» **Task requirements**:
For the entries below, copy exactly the line that contains "Emit a web page" through the line that contains "const chevron = (size, color)", both ends included, and exclude all pictures.

(A block of data)

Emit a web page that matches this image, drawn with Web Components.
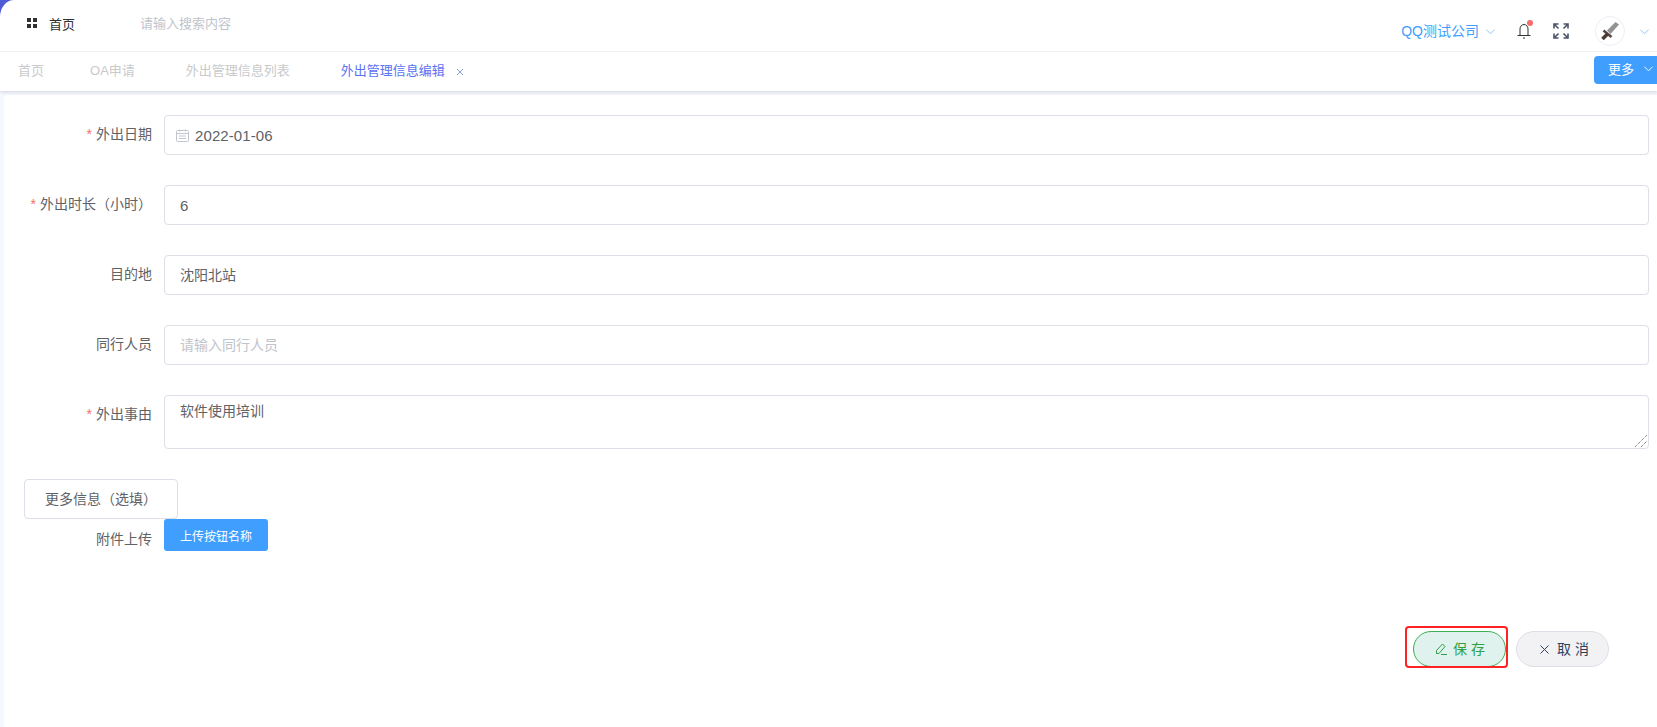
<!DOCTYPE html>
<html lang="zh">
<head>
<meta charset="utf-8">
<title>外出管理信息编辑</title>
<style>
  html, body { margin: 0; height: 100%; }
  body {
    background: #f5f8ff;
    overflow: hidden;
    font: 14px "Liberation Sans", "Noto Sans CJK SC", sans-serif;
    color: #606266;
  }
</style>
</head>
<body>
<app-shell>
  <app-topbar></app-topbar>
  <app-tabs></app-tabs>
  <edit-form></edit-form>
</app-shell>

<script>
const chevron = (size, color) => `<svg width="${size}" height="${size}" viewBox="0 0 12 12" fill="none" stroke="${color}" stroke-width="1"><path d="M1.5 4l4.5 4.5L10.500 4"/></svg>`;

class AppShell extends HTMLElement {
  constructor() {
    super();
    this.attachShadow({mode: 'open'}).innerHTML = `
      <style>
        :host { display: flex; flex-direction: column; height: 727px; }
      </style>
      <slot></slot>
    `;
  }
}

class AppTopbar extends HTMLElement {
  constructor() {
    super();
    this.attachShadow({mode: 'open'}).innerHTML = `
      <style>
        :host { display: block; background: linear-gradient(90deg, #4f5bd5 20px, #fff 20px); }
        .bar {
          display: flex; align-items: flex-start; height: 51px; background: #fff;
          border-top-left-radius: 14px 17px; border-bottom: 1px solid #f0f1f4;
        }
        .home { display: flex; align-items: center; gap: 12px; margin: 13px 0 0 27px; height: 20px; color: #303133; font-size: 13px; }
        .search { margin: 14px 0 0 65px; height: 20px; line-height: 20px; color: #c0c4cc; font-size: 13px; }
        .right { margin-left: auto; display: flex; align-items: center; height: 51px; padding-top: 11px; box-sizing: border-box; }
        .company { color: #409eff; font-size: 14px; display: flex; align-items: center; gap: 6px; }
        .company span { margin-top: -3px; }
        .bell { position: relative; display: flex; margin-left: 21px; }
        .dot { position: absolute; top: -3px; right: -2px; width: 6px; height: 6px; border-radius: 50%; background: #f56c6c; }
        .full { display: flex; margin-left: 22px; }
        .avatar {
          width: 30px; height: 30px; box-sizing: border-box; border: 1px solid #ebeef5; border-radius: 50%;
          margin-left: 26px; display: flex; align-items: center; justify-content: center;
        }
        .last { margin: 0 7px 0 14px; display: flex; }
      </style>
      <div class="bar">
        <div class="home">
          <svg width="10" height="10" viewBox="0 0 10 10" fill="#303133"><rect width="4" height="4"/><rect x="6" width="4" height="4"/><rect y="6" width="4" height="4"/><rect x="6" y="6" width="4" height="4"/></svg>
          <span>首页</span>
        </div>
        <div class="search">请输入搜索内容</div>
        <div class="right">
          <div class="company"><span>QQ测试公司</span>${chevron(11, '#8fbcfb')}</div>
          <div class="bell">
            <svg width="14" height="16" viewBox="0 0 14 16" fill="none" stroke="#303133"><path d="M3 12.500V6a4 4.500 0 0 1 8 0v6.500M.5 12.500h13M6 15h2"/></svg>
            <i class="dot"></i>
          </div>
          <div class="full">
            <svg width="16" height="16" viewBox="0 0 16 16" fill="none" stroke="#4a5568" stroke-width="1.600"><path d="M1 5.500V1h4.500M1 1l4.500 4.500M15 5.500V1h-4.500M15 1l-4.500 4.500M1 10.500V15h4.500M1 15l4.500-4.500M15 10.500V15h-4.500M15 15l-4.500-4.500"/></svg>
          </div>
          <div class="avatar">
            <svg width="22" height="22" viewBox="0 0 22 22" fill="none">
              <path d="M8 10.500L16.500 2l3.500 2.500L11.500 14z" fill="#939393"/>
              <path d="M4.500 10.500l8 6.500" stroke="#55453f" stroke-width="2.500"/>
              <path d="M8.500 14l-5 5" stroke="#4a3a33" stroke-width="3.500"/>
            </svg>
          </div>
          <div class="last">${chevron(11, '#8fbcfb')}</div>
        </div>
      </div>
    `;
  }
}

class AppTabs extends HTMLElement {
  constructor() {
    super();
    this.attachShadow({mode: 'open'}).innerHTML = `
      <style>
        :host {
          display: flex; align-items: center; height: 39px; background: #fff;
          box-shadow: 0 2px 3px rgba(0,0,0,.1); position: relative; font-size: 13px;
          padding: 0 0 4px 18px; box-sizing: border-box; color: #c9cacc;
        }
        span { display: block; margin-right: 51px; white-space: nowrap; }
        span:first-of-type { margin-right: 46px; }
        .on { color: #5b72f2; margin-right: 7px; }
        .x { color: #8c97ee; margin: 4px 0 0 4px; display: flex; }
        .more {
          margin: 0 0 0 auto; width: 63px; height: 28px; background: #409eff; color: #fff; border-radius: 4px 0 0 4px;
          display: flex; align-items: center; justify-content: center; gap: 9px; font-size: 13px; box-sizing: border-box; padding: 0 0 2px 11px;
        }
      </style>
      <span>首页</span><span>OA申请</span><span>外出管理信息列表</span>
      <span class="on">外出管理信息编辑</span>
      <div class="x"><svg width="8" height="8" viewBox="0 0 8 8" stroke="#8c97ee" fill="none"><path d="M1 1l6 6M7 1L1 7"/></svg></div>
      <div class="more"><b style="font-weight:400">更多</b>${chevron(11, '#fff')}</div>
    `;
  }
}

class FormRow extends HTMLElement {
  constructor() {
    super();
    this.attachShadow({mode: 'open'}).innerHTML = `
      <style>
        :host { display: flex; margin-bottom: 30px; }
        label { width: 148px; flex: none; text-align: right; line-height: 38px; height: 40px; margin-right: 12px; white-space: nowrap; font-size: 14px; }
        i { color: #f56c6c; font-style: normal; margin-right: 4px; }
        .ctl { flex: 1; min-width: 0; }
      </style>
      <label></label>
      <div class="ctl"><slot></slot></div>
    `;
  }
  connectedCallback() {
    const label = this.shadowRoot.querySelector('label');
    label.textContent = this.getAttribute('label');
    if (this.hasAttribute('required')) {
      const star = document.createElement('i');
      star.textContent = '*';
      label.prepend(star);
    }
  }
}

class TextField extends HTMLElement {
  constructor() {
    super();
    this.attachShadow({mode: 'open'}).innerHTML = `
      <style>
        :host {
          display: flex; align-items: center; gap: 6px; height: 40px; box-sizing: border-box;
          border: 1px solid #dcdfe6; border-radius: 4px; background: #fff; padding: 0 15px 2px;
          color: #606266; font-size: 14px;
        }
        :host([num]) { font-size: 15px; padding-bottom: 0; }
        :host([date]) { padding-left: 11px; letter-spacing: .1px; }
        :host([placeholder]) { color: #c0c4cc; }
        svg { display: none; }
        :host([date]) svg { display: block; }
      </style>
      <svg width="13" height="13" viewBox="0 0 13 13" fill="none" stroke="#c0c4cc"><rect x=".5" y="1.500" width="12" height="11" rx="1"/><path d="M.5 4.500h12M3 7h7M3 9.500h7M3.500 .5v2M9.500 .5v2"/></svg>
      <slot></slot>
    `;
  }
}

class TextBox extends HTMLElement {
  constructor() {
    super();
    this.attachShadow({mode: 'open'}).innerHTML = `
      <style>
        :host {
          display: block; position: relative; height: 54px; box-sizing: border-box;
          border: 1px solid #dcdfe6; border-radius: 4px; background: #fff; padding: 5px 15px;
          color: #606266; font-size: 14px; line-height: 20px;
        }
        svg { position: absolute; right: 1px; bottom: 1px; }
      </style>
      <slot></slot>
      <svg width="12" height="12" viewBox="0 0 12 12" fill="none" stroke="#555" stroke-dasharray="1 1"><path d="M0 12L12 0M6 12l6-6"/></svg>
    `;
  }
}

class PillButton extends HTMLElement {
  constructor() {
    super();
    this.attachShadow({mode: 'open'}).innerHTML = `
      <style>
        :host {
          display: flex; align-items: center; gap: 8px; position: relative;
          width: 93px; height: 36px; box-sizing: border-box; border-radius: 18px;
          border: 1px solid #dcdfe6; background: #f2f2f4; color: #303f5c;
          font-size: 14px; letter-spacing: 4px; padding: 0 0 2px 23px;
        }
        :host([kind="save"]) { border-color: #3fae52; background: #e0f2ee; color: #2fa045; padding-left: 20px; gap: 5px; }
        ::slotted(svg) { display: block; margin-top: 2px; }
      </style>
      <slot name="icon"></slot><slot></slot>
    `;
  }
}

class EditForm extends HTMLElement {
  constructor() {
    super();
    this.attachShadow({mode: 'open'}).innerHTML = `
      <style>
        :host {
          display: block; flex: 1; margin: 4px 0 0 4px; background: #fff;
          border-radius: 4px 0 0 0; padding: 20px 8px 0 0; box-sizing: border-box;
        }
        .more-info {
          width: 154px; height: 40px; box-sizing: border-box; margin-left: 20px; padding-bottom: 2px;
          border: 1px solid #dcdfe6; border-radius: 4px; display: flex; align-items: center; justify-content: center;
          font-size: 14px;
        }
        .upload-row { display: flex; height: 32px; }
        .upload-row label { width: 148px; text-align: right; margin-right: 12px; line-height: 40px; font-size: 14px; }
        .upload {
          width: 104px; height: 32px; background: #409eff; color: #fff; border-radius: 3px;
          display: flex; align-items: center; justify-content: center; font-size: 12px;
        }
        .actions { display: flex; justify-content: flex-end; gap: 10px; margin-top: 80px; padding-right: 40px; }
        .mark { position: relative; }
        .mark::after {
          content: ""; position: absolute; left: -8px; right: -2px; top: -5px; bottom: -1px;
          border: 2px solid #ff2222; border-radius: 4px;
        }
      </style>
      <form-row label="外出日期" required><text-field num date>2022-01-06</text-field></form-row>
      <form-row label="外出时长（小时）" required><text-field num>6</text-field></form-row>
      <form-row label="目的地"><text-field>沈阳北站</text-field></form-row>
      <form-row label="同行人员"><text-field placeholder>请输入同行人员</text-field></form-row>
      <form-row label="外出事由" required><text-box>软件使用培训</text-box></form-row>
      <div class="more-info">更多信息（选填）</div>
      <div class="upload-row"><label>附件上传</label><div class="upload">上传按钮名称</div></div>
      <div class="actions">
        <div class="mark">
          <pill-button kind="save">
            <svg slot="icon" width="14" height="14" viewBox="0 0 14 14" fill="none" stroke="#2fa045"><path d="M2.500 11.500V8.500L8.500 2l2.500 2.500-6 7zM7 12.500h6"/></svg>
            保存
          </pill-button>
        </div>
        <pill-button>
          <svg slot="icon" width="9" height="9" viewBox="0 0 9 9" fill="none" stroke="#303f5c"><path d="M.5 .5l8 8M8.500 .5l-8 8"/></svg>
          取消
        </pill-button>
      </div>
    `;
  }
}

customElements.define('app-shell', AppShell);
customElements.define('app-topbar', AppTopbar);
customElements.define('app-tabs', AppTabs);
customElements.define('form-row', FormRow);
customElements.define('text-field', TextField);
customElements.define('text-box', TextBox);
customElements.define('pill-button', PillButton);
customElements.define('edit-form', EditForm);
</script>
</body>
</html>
--
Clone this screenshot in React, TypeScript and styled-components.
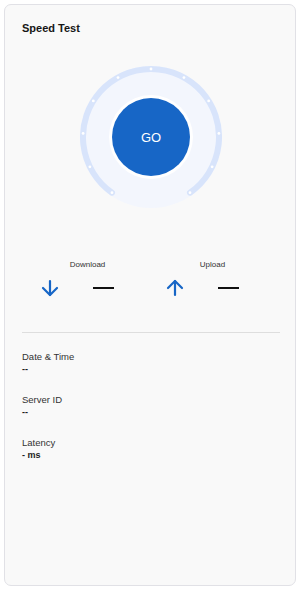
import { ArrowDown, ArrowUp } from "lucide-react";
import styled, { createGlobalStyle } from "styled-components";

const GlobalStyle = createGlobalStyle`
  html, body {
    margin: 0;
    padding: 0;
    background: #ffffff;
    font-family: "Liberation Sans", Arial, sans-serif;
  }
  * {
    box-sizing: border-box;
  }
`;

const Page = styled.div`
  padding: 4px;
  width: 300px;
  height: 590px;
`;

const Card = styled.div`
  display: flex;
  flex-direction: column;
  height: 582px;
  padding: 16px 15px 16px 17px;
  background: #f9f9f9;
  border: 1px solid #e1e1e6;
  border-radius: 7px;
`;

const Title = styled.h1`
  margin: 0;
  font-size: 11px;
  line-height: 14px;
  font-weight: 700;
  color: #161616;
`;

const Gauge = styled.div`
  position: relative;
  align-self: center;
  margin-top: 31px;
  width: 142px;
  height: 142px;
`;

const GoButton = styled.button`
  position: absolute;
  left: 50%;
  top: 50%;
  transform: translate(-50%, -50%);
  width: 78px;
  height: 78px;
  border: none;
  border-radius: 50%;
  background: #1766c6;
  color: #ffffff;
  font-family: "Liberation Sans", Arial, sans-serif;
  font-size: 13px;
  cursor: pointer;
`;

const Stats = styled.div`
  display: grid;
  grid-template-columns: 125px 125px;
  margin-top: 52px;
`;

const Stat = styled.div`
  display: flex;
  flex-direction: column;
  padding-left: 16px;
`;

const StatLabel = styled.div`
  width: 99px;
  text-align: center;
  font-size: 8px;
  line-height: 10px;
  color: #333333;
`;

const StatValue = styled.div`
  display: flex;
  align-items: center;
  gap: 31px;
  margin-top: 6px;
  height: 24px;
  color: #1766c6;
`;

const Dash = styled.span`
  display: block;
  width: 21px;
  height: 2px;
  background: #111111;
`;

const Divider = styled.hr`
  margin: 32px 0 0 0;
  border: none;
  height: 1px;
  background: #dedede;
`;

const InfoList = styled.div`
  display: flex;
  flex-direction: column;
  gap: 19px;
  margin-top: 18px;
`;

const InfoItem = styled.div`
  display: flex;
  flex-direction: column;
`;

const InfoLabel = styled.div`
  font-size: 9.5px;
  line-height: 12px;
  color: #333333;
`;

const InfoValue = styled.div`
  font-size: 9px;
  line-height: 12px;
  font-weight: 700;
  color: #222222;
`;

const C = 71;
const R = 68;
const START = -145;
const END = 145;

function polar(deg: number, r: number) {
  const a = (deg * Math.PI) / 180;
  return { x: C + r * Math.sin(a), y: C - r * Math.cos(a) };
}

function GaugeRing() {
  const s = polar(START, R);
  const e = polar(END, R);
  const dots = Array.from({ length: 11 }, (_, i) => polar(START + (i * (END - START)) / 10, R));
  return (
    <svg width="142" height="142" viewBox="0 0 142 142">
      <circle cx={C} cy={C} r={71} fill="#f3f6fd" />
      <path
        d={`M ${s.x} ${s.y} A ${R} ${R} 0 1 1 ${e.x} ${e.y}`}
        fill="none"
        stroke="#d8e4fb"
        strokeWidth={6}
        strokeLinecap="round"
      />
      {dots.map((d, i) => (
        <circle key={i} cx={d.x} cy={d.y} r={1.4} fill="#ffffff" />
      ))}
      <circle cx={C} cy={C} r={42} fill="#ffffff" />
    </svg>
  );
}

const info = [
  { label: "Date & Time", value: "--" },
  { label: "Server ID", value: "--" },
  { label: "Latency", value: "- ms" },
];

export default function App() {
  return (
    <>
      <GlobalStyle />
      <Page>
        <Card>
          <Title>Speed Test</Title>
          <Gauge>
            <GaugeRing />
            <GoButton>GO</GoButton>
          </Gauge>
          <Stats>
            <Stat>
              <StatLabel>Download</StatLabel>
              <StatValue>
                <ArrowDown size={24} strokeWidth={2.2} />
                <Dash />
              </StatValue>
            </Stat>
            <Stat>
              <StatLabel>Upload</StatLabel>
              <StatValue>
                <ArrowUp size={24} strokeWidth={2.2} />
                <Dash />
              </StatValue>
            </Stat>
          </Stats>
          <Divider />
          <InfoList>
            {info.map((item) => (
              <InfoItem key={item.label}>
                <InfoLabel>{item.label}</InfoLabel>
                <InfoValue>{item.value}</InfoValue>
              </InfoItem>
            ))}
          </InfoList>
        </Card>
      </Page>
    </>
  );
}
--
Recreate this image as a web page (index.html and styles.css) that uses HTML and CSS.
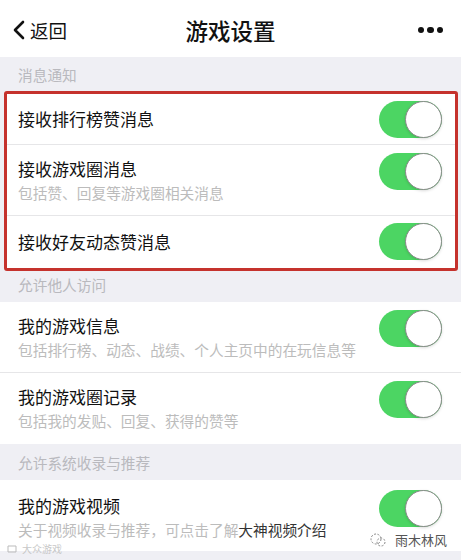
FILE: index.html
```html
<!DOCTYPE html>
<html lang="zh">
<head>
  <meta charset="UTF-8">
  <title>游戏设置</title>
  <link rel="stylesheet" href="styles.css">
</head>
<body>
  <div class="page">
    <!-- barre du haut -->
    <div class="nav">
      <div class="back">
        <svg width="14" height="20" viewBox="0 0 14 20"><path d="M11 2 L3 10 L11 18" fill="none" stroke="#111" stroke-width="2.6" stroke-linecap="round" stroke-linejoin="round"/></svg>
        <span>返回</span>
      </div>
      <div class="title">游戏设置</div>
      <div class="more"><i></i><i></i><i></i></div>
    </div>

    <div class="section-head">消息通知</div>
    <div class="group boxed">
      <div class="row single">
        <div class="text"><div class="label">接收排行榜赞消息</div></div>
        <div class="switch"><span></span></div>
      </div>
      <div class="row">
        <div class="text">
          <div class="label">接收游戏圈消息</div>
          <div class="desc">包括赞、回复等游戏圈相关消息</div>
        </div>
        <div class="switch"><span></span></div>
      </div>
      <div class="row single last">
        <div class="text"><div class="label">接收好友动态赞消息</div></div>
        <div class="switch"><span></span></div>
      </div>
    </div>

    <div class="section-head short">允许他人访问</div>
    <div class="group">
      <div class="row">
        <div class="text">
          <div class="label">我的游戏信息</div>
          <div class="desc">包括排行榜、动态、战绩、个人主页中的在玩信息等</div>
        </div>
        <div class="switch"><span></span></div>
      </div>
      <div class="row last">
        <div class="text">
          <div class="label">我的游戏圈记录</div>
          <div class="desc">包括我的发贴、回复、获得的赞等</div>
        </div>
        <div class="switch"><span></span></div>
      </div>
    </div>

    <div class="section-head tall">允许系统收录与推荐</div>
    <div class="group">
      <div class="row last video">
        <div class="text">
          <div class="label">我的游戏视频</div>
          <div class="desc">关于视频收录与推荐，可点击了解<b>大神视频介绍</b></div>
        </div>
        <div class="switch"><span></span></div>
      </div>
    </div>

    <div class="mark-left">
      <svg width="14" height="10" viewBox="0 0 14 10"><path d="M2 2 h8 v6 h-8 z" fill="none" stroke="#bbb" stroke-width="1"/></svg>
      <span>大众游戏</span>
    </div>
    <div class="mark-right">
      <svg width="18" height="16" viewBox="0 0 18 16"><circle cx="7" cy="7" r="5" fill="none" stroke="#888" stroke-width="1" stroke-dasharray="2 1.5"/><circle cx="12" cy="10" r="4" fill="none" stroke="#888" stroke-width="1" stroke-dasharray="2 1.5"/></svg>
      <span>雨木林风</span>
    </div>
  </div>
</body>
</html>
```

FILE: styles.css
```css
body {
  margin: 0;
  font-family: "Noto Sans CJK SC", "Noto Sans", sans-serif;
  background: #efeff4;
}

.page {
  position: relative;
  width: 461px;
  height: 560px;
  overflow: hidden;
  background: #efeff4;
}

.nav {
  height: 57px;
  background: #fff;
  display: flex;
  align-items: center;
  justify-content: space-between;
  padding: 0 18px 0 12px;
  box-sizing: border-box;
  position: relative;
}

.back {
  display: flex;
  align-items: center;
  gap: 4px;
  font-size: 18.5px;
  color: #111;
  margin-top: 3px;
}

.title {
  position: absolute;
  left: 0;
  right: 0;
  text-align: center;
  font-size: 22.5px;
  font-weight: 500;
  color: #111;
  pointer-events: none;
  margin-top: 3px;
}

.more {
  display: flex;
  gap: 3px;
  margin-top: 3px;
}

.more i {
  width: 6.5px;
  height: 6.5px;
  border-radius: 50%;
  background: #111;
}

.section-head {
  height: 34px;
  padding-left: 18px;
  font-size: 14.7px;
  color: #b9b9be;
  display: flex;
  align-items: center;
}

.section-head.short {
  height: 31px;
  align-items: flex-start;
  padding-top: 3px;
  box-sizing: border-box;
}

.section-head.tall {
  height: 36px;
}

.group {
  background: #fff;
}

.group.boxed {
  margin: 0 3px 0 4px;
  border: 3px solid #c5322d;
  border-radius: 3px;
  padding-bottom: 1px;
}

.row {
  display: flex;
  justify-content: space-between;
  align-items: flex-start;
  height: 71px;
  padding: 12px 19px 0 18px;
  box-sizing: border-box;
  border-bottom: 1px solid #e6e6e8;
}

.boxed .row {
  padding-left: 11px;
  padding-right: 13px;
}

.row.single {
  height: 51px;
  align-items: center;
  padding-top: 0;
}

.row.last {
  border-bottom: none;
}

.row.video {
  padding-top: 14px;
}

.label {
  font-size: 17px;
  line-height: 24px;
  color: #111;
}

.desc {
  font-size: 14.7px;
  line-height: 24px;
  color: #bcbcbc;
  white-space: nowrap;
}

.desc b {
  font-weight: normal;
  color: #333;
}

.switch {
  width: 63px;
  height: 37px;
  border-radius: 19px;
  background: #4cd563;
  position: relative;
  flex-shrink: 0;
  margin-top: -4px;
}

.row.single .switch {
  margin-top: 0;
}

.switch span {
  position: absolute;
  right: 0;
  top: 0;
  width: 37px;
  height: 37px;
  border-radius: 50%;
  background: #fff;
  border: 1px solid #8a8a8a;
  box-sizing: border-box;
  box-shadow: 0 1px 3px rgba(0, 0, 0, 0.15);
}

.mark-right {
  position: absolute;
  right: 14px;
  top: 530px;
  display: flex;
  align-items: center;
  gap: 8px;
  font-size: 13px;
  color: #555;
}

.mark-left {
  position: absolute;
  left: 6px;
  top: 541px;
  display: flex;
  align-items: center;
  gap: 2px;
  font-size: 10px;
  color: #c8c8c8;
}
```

» **Reply to the exercise**:
Emit a web page that matches this image, drawn with Web Components.
<!DOCTYPE html>
<html lang="zh">
<head>
<meta charset="utf-8">
<title>外出管理信息编辑</title>
<style>
  html, body { margin: 0; height: 100%; }
  body {
    background: #f5f8ff;
    overflow: hidden;
    font: 14px "Liberation Sans", "Noto Sans CJK SC", sans-serif;
    color: #606266;
  }
</style>
</head>
<body>
<app-shell>
  <app-topbar></app-topbar>
  <app-tabs></app-tabs>
  <edit-form></edit-form>
</app-shell>

<script>
const chevron = (size, color) => `<svg width="${size}" height="${size}" viewBox="0 0 12 12" fill="none" stroke="${color}" stroke-width="1"><path d="M1.5 4l4.5 4.5L10.500 4"/></svg>`;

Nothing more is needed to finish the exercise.